Social Francising is an application of a concept which is passed on by way of contractual agreements to local independent organisations or private individuals. The project holders are independent and act on their own authority during the regional project implementation. The advantage of the open distribution is the quick and great distribution of the project concept. Moreover, the independency of the project holders makes it easier to adjust the concept to the local conditions. The rights and duties of the project manager and holders are being determined in detail. The result is a self-learning system which uses the experience of the project holders, allows the development of local creative energies and activates resources for the overall system.

== Projects ==

=== Guinness World Record: The biggest children's studio ===
The motto of the first children studio 2008 was: the joy of painting, the creative process, the participation, without “rights and wrongs”. Equipped with 1000 canvases, 800 paint brushes and 400 litre buckets of colour, hundreds of children and assistants met to create the biggest children's studio in the world located in the depot of “Rheinbahn Düsseldorf”. This event was under the patronage of Ursula von der Leyen, the minister of family in the German government. The participation in the event was free.
The project “the biggest children's studio” was completed in September, 20th 2008 in Düsseldorf and was written down in the Guinness Book of Records.

=== The biggest children's studio in Africa ===
The second children's studio symbolized the solidarity as well as the get-together of people from different colours.
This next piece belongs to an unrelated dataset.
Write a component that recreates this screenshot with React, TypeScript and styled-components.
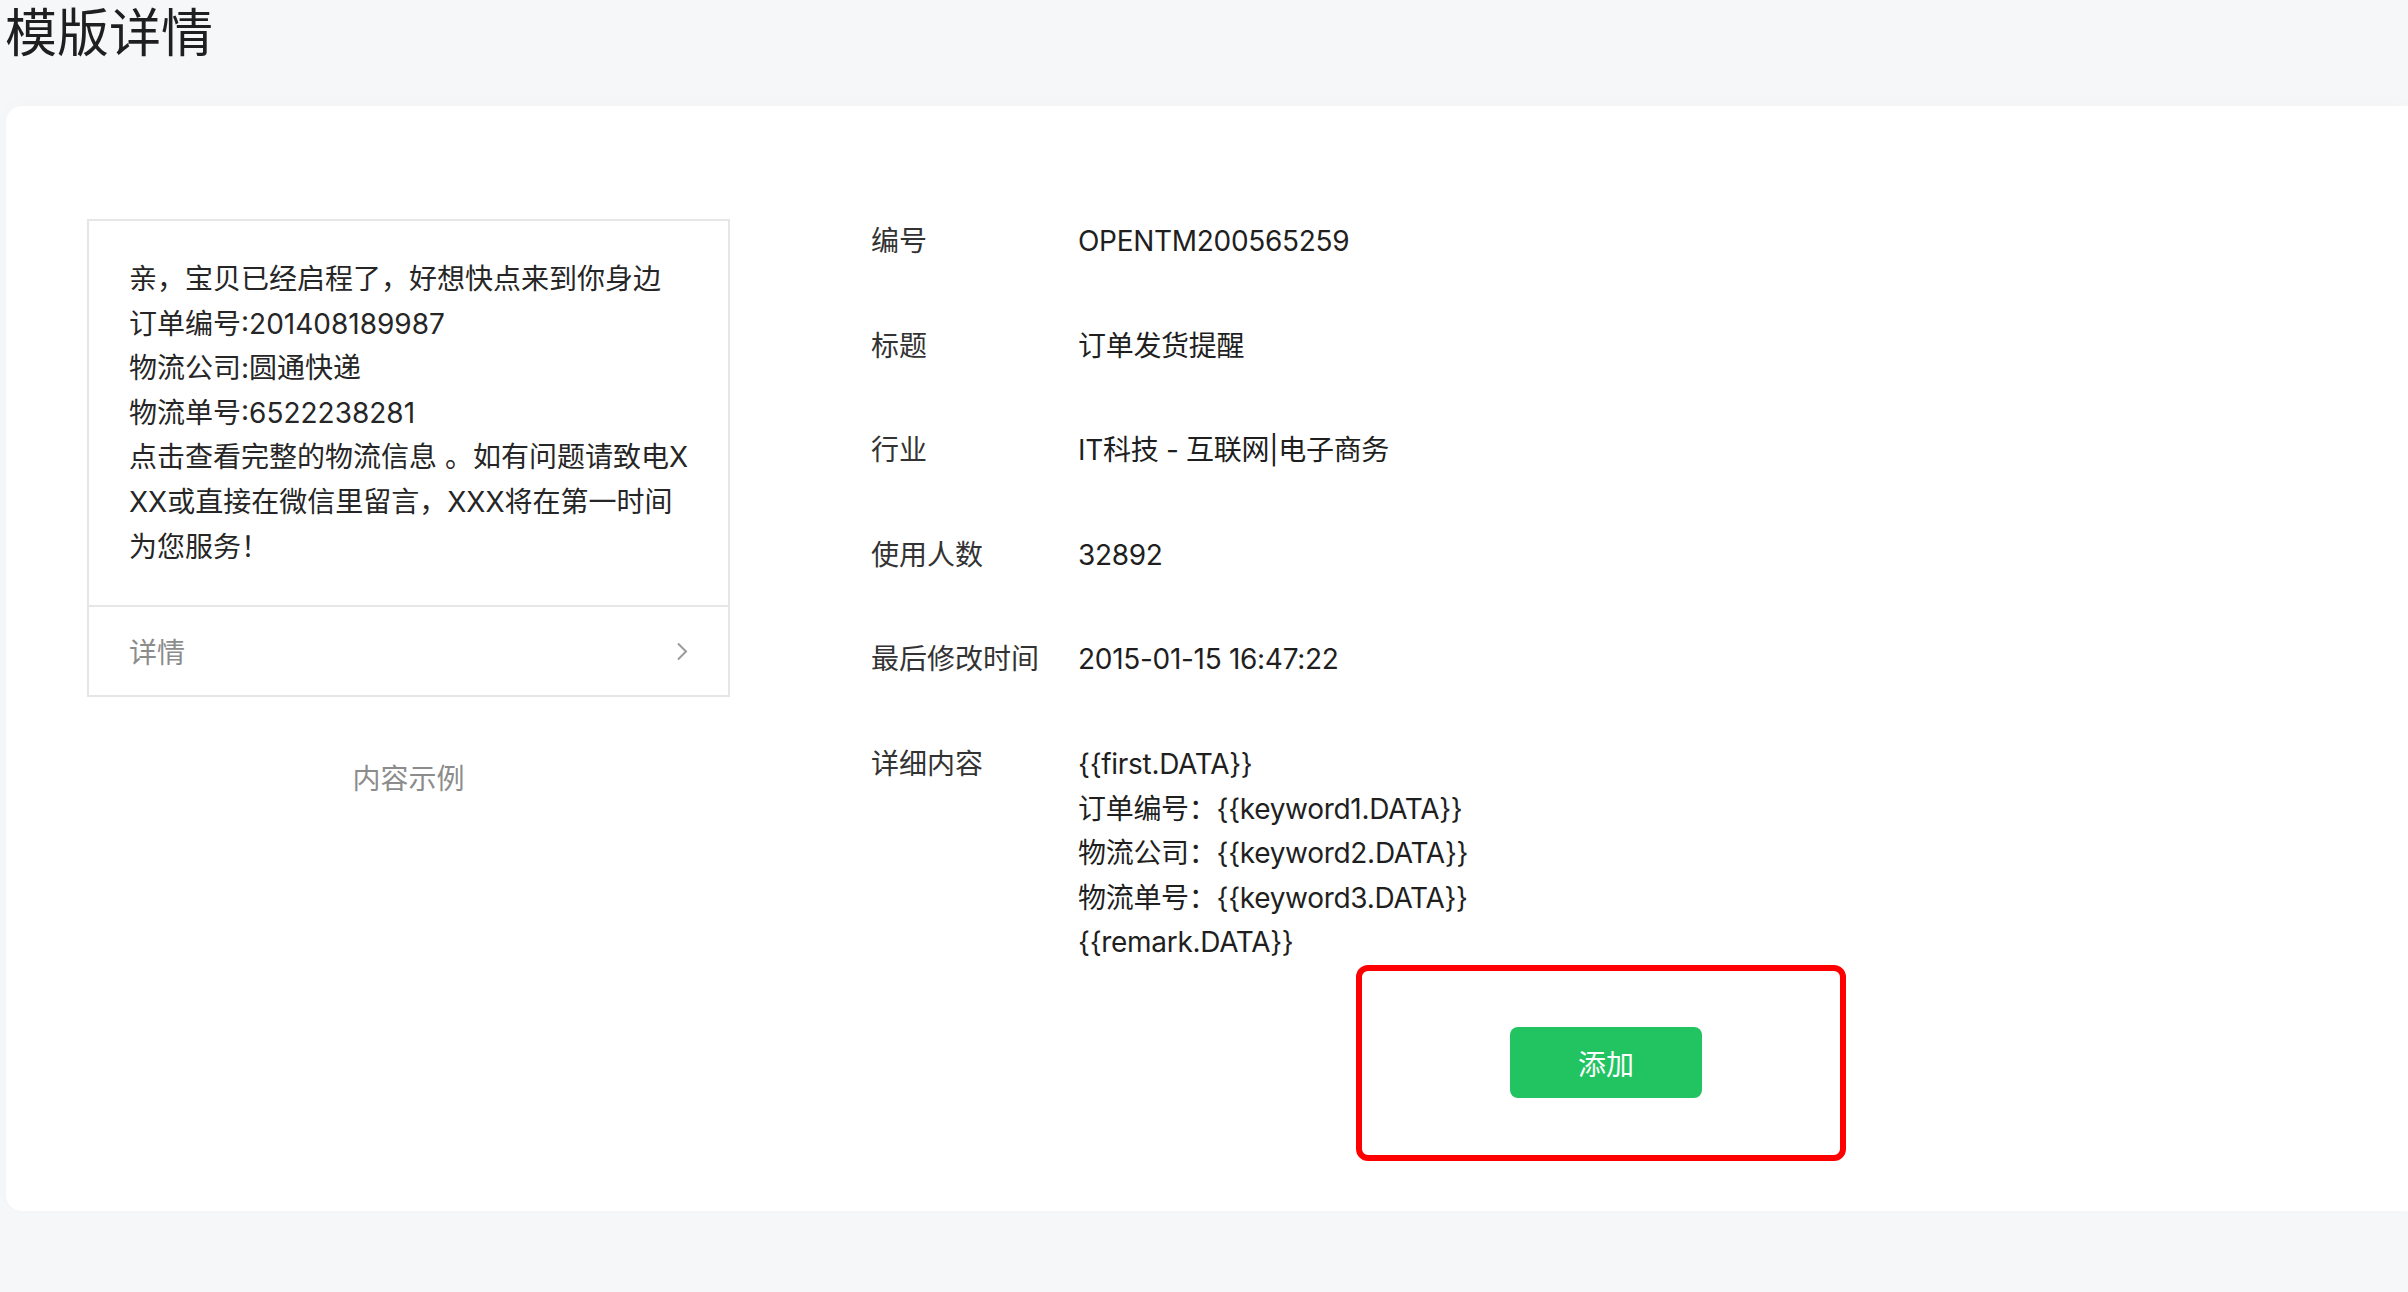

This time, the Children's Village Kilolo in Tanzania was included so the creative bridge from Germany to Africa could be built. On October 24, 2009, the children of the children's village Kilolo as well as the children in Düsseldorf were painting at the same time.

=== European canvas project: "the children bridge" ===
The project was inspired by the EU Motto 2010: “Poverty and social exclusion”. Children from different European countries paint their own thoughts of Europe as well as their imagination of the European future on a canvas. The slogan: “Children paint their own Europe!”. The object of this project is to create a connective and collective artwork. Children from different European countries expressed their ideas on a 30 square meter canvas.

Presently, this travelling canvas tours throughout Europe and have travelled to these countries: Germany, Belgium, Estonia, France, Greece, Italy, Lithuania, Austria, Poland, Romania, Slovenia, Czech Republic and the United Kingdom. In each of these countries, children painted about 1 square meter. After finishing the painting-tour the newly created picture will be prepared for an exhibition. An opening with the paintings will be on 29 May 2012 in the European Parliament in Brussels.

== Scholarship ==
For especially talented children from culture-distant families, sponsorships are also sought to allow them to develop their creativity. A sponsorship may be promoting a talented child over a month, six months or a year.